SUPPLIED MATERIAL:
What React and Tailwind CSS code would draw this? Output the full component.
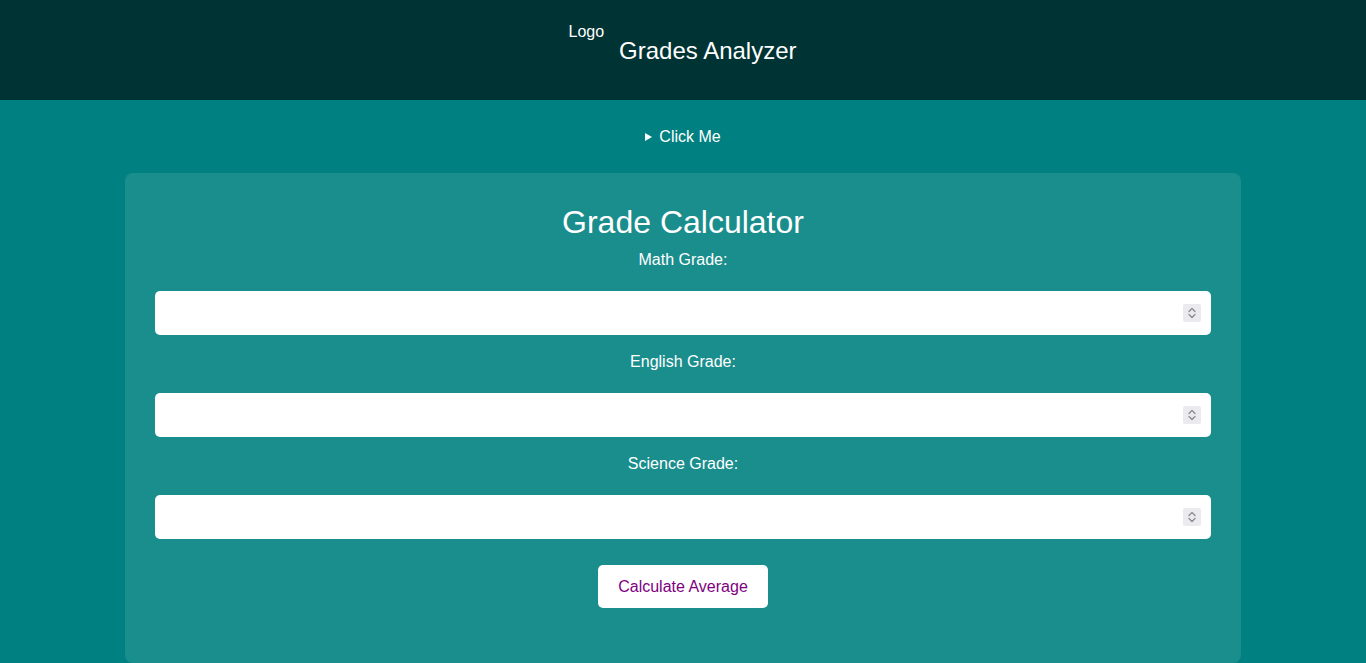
import React, { useState } from 'react';

const fields = [
    { id: 'math', label: 'Math Grade:' },
    { id: 'english', label: 'English Grade:' },
    { id: 'science', label: 'Science Grade:' },
];

// mimic the browser's number spinner shown in the screenshot
const Spinner = () => (
    <div className="pointer-events-none absolute right-[10px] top-1/2 -translate-y-1/2 w-[18px] h-[18px] bg-[#ebebef] rounded-[2px] flex items-center justify-center">
        <svg width="10" height="14" viewBox="0 0 10 14" fill="none" stroke="#8a8a92" strokeWidth="1.3" strokeLinecap="round" strokeLinejoin="round">
            <path d="M2 5.5 L5 2.5 L8 5.5" />
            <path d="M2 8.5 L5 11.5 L8 8.5" />
        </svg>
    </div>
);

export default function App() {
    const [grades, setGrades] = useState({ math: '', english: '', science: '' });
    const [average, setAverage] = useState(null);

    const handleCalc = () => {
        const vals = Object.values(grades).map(v => parseFloat(v) || 0);
        setAverage((vals.reduce((a, b) => a + b, 0) / vals.length).toFixed(2));
    };

    return (
        <div className="min-h-screen bg-[#008080] text-white font-['Liberation_Sans',Arial,sans-serif]">
            {/* Header */}
            <header className="h-[100px] bg-[#003333] flex justify-center items-start pt-[23px]">
                <span className="text-base leading-[18px] -ml-[1px]">Logo</span>
                <h1 className="ml-[15px] mt-[14px] text-[24px] leading-[28px]">Grades Analyzer</h1>
            </header>

            <div className="pt-[28px]">
                <details className="text-center">
                    <summary className="list-none [&::-webkit-details-marker]:hidden h-[18px] text-base leading-[18px] cursor-pointer">
                        <span className="inline-block w-0 h-0 border-y-[4px] border-y-transparent border-l-[7px] border-l-white mr-[7px] align-[1px]" />Click Me
                    </summary>
                    <p className="mt-2">Enter your grades below to get the average.</p>
                </details>
            </div>

            {/* Card */}
            <main className="mt-[27px] w-[1116px] mx-auto bg-white/10 rounded-[8px] px-[30px] pt-[31px] pb-[55px]">
                <h2 className="text-center text-[32px] leading-[37px]">Grade Calculator</h2>
                <div className="mt-[10px]">
                    {fields.map((f, i) => (
                        <div key={f.id} className={i > 0 ? 'mt-[18px]' : ''}>
                            <label htmlFor={f.id} className="block text-center text-base leading-[18px]">{f.label}</label>
                            <div className="relative mt-[22px]">
                                <input
                                    id={f.id}
                                    type="number"
                                    value={grades[f.id]}
                                    onChange={e => setGrades(prev => ({ ...prev, [f.id]: e.target.value }))}
                                    className="block w-full h-[44px] bg-white rounded-[5px] px-3 text-black outline-none [appearance:textfield] [&::-webkit-inner-spin-button]:appearance-none"
                                />
                                <Spinner />
                            </div>
                        </div>
                    ))}
                </div>
                <div className="mt-[26px] flex justify-center">
                    <button onClick={handleCalc} className="h-[43px] w-[170px] bg-white rounded-[5px] text-[#800080] text-base">
                        Calculate Average
                    </button>
                </div>
                {average !== null && <p className="mt-4 text-center">Average: {average}</p>}
            </main>
        </div>
    );
}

THE REQUEST:
Copy all lines from the data that hold the word "React".

RESPONSE BELOW:
What React and Tailwind CSS code would draw this? Output the full component.
import React, { useState } from 'react';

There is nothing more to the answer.